(begin)

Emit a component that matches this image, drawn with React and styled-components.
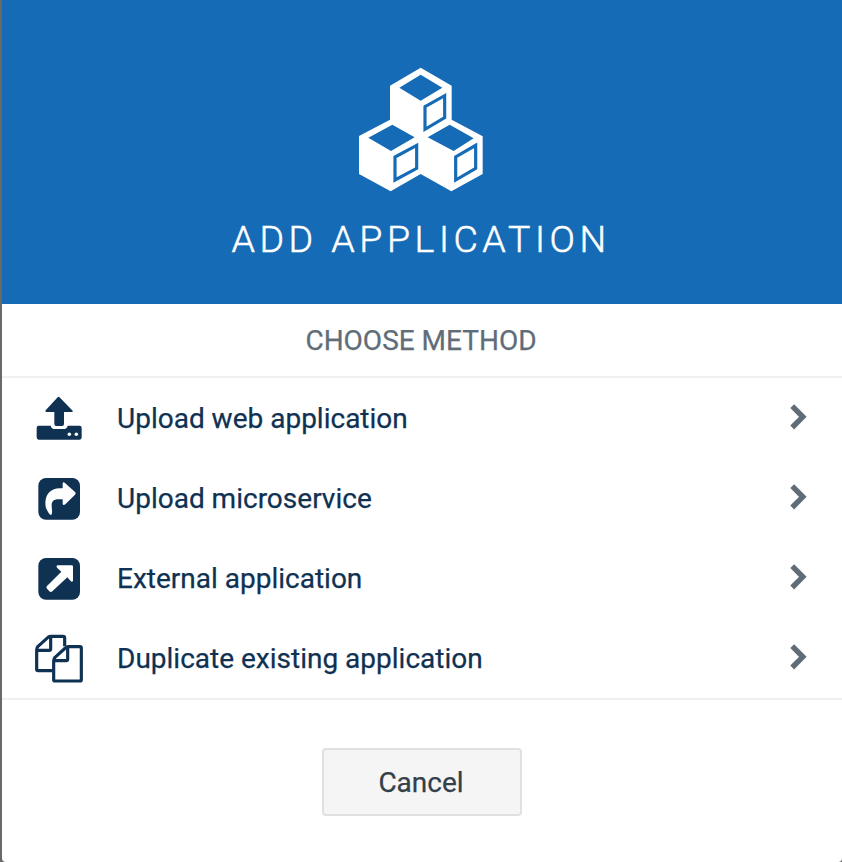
import React from "react";
import styled, { createGlobalStyle } from "styled-components";

const GlobalStyle = createGlobalStyle`
  * { box-sizing: border-box; }
  body { margin: 0; background: #696969; font-family: Roboto, sans-serif; }
`;

const Backdrop = styled.div`
  height: 862px;
  padding-left: 2px;
  background: #696969;
  overflow: hidden;
`;

const Dialog = styled.div`
  height: 862px;
  display: flex;
  flex-direction: column;
  background: #fff;
  border-radius: 0 0 4px 4px;
  overflow: hidden;
`;

const Header = styled.header`
  height: 304px;
  padding-top: 55px;
  background: #166bb6;
  display: flex;
  flex-direction: column;
  align-items: center;
`;

const HeaderIcon = styled.svg`
  width: 160px;
  height: 150px;
  margin-right: 4px;
  flex: none;
`;

const Title = styled.h1`
  margin: 10px 2px 0 0;
  font-size: 37.5px;
  line-height: 48px;
  font-weight: 300;
  letter-spacing: 4.55px;
  color: #fff;
  -webkit-text-stroke: 0.5px #fff;
  white-space: nowrap;
`;

const Subtitle = styled.h2`
  margin: 0;
  height: 74px;
  padding: 1px 2px 0 0;
  border-bottom: 2px solid #f0f0f0;
  font-size: 28px;
  line-height: 72px;
  font-weight: 400;
  text-align: center;
  color: #5f6d78;
  -webkit-text-stroke: 0.25px #5f6d78;
`;

const Methods = styled.div`
  border-bottom: 2px solid #f0f0f0;
`;

const Method = styled.div`
  height: 80px;
  padding: 0 32px 0 27px;
  display: flex;
  align-items: center;
  color: #0f3152;
`;

const MethodIcon = styled.svg`
  width: 60px;
  height: 60px;
  fill: #0f3152;
  flex: none;
`;

const MethodName = styled.span`
  flex: 1;
  padding: 2px 0 0 28px;
  font-size: 28px;
  line-height: 40px;
  -webkit-text-stroke: 0.25px #0f3152;
`;

const Chevron = styled.svg`
  width: 24px;
  height: 30px;
  fill: none;
  stroke: #5f6d78;
  stroke-width: 5.4;
`;

const Footer = styled.footer`
  padding: 48px 0 0 320px;
`;

const CancelButton = styled.button`
  width: 200px;
  height: 68px;
  padding: 2px 2px 0 0;
  border: 2px solid #e0e0e0;
  border-radius: 4px;
  background: #f5f5f5;
  color: #333f49;
  font: 400 28px/40px Roboto, sans-serif;
  -webkit-text-stroke: 0.25px #333f49;
`;

const methods = [
  {
    name: "Upload web application",
    box: "27 9 180 180",
    icon: (
      <>
        <path d="M117 35L158 77Q160 81 155 81H132V117Q132 123 126 123H109Q103 123 103 117V81H80Q74 81 77 76L113 37Q117 33 121 37Z" />
        <path d="M56 122H92Q94 132 105 132H130Q141 132 143 122H179Q185 122 185 129V157Q185 164 179 164H56Q50 164 50 157V129Q50 122 56 122Z" />
        <circle cx="148" cy="148" r="5.3" fill="#fff" />
        <circle cx="169" cy="148" r="5.3" fill="#fff" />
      </>
    ),
  },
  {
    name: "Upload microservice",
    box: "27 249 180 180",
    icon: (
      <>
        <rect x="55" y="279" width="125" height="125" rx="23" />
        <path
          fill="#fff"
          d="M128 295Q129 290 134 293L166 322Q168 326 165 329L136 358Q130 363 128 357V343H116C101 343 95 349 95 361C95 373 98 380 95 388Q93 392 89 388C80 376 76 367 76 353C77 326 94 310 119 310H128Z"
        />
      </>
    ),
  },
  {
    name: "External application",
    box: "27 9 180 180",
    icon: (
      <>
        <rect x="55" y="39" width="125" height="125" rx="23" />
        <path
          fill="#fff"
          d="M112 61H155Q159 61 159 65V108Q156 112 152 108L142 97L97 139Q93 143 88 139L81 131Q77 127 81 123L124 80L111 68Q107 64 112 61Z"
        />
      </>
    ),
  },
  {
    name: "Duplicate existing application",
    box: "27 249 180 180",
    icon: (
      <g fill="none" stroke="#0f3152" strokeWidth="9.5" strokeLinejoin="round">
        <path d="M97 377H54Q50 377 50 373V314Q50 309 54 304L84 277Q88 274 93 274H129Q134 274 134 279V304" />
        <path d="M92 275V311Q92 316 87 316H52" />
        <path d="M145 305H180Q184 305 184 309V404Q184 408 180 408H105Q101 408 101 404V347Q101 342 105 337L136 309Q140 305 145 305Z" />
        <path d="M143 306V342Q143 347 138 347H103" />
      </g>
    ),
  },
];

export default function App() {
  return (
    <>
      <GlobalStyle />
      <Backdrop>
        <Dialog>
          <Header>
            <HeaderIcon viewBox="0 0 480 450">
              <path
                fill="#fff"
                d="M242 38L335 92V194L428 244V357L334 409L242 357L152 409L57 357V243L150 194V92Z"
              />
              <path
                fill="#166bb6"
                d="M242 59L307 98L242 137L178 98ZM157 209L224 247L153 288L85 248ZM329 209L401 250L341 288L263 247Z"
              />
              <g fill="none" stroke="#166bb6" strokeWidth="9.5">
                <path d="M314 122V188L255 223V155Z" />
                <path d="M230 271V340L165 375V306Z" />
                <path d="M407 271V340L347 375V306Z" />
              </g>
            </HeaderIcon>
            <Title>ADD APPLICATION</Title>
          </Header>
          <Subtitle>CHOOSE METHOD</Subtitle>
          <Methods>
            {methods.map((m) => (
              <Method key={m.name}>
                <MethodIcon viewBox={m.box}>{m.icon}</MethodIcon>
                <MethodName>{m.name}</MethodName>
                <Chevron viewBox="0 0 24 30">
                  <path d="M6.2 3.1L16.8 13.8L6.2 24.5" />
                </Chevron>
              </Method>
            ))}
          </Methods>
          <Footer>
            <CancelButton>Cancel</CancelButton>
          </Footer>
        </Dialog>
      </Backdrop>
    </>
  );
}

(end)

EXERCISE TASK => Where a line of the data holds "React", show that line.

FINAL ANSWER =>
Emit a component that matches this image, drawn with React and styled-components.
import React from "react";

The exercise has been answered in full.